今、まさに島根県においては、少子、高齢化の進行は著しく、県の財政も非常に厳しさが増大している。都市部に目を転じると東京では人口が増加し、経済力も強くなり、自分たちの立場だけを考えた施策の展開など、地方には目を向けなくなっている。

このままでは、島根県などの弱小県はどのように地域を創り、県民の生活を守っていくのか正念場にきている。

特に、問題になるのが島根県に多くのエリアを有する中山間地域の存在である。

県民の皆様のイメージには、中山間都というのは山間部の地域ということを連想されると思う。しかし、中山間地域というのは(1)産業の振興(2)就労機会の確保(3)保険・福祉・医療サービスの確保と、その他社会における条件が不利で早急にその対策を求められている地域である。具体的には、小規模集落が散在し、買い物場所や公共交通など日常生活に不可欠なサービスの低下は、急速な人口流出を引き起こし、やがては集落の消滅に繋がる懸念がある。島根県においては県土の約90%を占める全人口のうち約46%が暮らしている地域であり、この地域は、特に少子、高齢化の進行が著しく年間約5千人の人口減少となっている。

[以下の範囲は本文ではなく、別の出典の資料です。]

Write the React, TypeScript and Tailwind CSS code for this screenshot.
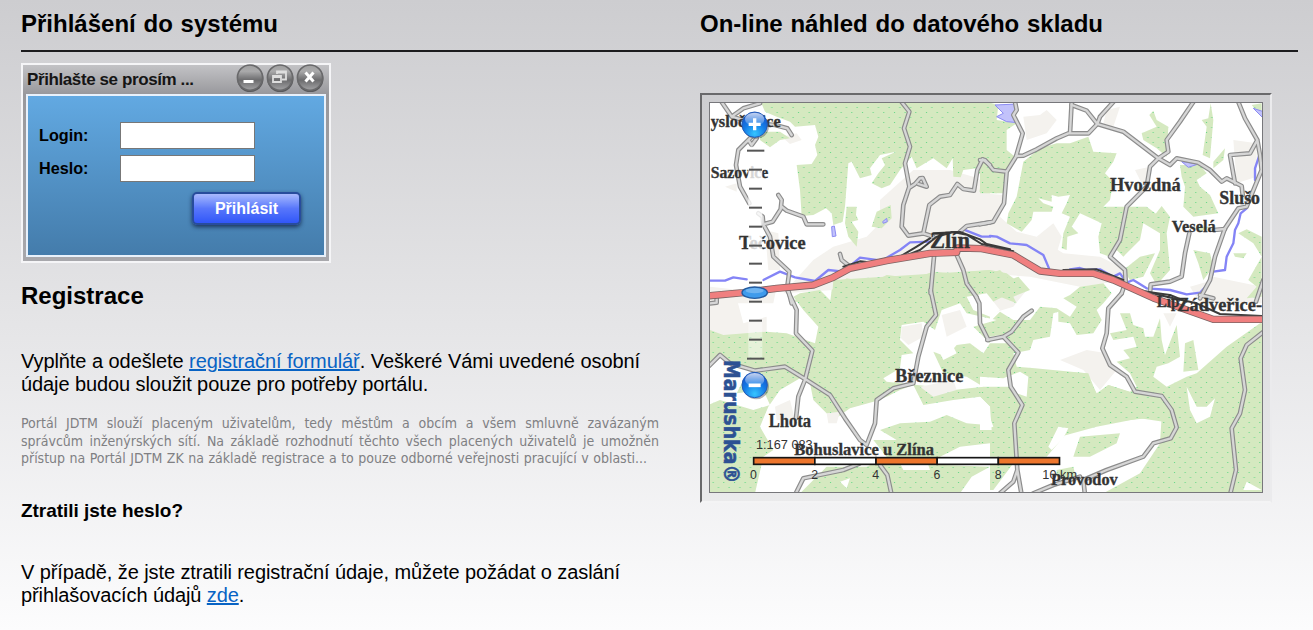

今、島根県では「小さな拠点づくり」を重要な方策として推進しており、どの地域まで医療、教育、生活必需品の入手の方法を保障できるのか。即ち、島根県のどのエリア迄、行政が責任をもって、居住する地域の皆さんの生活要件を保持してあげることができるのか。その地域の皆さんの要望と県がしっかりとすり合わせることにより、その地域の小さな拠点の将来像について、地域と県が意識を共有する中で、両面から協力し合う必要ある。

また、島根県として県民が安全に安心して暮らせるテリトリーをどう構築していくのか。今生活している県民はもとよりであるが、将来を支える次世代のために、限られた財源をどのように活用していくのか。この現状を見つめ直し、新たな将来展望を切り開くために県民が生活するエリアをしっかりと決めて、安全に安心して暮らせる充実した環境の整備を推進する。そのことによって、県外からのIターン、Uターンの受け皿をしかりと創り上げる必要がある。

島根県において、如何に、知恵と工夫により県民の合意のもと、その対策を受け入れてもらう取り組みにさらに一層、熱意をもって進めることが重要である。「小さな拠点づくり」に必要な幹線道路等はしっかりと整備する必要がある。防災上の面から言えば、個別の防災事業には膨大な予算が必要などで防災事業の実施が困難な時には、住民の皆さんの理解と協力を得て、共同住宅の整備や避難住宅の整備などの対応を行い、そこに一緒に移転して生活してもらうなどの方法も講ずる必要がある。

これから島根県に住む人々が、島根に愛着を持って住み続けて頂くように、親や子供達が生き生きと生活できるような教育環境、生活基盤の整備、職場づくり、地域づくり等に取り組み、心あたたかなふるさとを末永く継承できるような取り組みを実践していく必要がある。